▸ Dataset extract

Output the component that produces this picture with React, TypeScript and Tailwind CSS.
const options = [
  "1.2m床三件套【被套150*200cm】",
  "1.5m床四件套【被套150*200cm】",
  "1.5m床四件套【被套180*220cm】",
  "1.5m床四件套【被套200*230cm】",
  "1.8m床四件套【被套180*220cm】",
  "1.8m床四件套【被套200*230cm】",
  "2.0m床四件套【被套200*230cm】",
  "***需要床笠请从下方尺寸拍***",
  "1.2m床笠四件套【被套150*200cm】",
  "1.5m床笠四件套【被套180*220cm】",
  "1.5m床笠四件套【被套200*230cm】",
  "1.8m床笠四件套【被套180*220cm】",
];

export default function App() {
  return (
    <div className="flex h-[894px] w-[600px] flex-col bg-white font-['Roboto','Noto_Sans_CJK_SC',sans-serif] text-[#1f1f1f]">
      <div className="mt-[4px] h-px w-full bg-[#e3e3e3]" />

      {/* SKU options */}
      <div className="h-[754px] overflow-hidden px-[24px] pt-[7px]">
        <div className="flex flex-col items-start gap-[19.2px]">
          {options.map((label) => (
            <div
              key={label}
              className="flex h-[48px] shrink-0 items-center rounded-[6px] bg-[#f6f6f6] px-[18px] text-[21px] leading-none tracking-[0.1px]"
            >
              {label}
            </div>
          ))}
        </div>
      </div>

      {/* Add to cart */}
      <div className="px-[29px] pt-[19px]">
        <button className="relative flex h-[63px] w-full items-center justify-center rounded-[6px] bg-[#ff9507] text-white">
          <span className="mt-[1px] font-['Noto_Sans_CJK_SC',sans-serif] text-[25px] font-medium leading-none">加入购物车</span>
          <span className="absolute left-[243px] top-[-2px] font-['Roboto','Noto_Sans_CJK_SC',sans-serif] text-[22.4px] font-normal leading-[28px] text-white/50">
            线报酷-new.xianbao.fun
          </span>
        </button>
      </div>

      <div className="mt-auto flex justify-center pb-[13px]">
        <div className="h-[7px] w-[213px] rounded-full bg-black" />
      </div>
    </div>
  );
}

▸ Objective
Using the data above, output each line exactly.

▸ Solution to this task
Output the component that produces this picture with React, TypeScript and Tailwind CSS.
const options = [
  "1.2m床三件套【被套150*200cm】",
  "1.5m床四件套【被套150*200cm】",
  "1.5m床四件套【被套180*220cm】",
  "1.5m床四件套【被套200*230cm】",
  "1.8m床四件套【被套180*220cm】",
  "1.8m床四件套【被套200*230cm】",
  "2.0m床四件套【被套200*230cm】",
  "***需要床笠请从下方尺寸拍***",
  "1.2m床笠四件套【被套150*200cm】",
  "1.5m床笠四件套【被套180*220cm】",
  "1.5m床笠四件套【被套200*230cm】",
  "1.8m床笠四件套【被套180*220cm】",
];

export default function App() {
  return (
    <div className="flex h-[894px] w-[600px] flex-col bg-white font-['Roboto','Noto_Sans_CJK_SC',sans-serif] text-[#1f1f1f]">
      <div className="mt-[4px] h-px w-full bg-[#e3e3e3]" />

      {/* SKU options */}
      <div className="h-[754px] overflow-hidden px-[24px] pt-[7px]">
        <div className="flex flex-col items-start gap-[19.2px]">
          {options.map((label) => (
            <div
              key={label}
              className="flex h-[48px] shrink-0 items-center rounded-[6px] bg-[#f6f6f6] px-[18px] text-[21px] leading-none tracking-[0.1px]"
            >
              {label}
            </div>
          ))}
        </div>
      </div>

      {/* Add to cart */}
      <div className="px-[29px] pt-[19px]">
        <button className="relative flex h-[63px] w-full items-center justify-center rounded-[6px] bg-[#ff9507] text-white">
          <span className="mt-[1px] font-['Noto_Sans_CJK_SC',sans-serif] text-[25px] font-medium leading-none">加入购物车</span>
          <span className="absolute left-[243px] top-[-2px] font-['Roboto','Noto_Sans_CJK_SC',sans-serif] text-[22.4px] font-normal leading-[28px] text-white/50">
            线报酷-new.xianbao.fun
          </span>
        </button>
      </div>

      <div className="mt-auto flex justify-center pb-[13px]">
        <div className="h-[7px] w-[213px] rounded-full bg-black" />
      </div>
    </div>
  );
}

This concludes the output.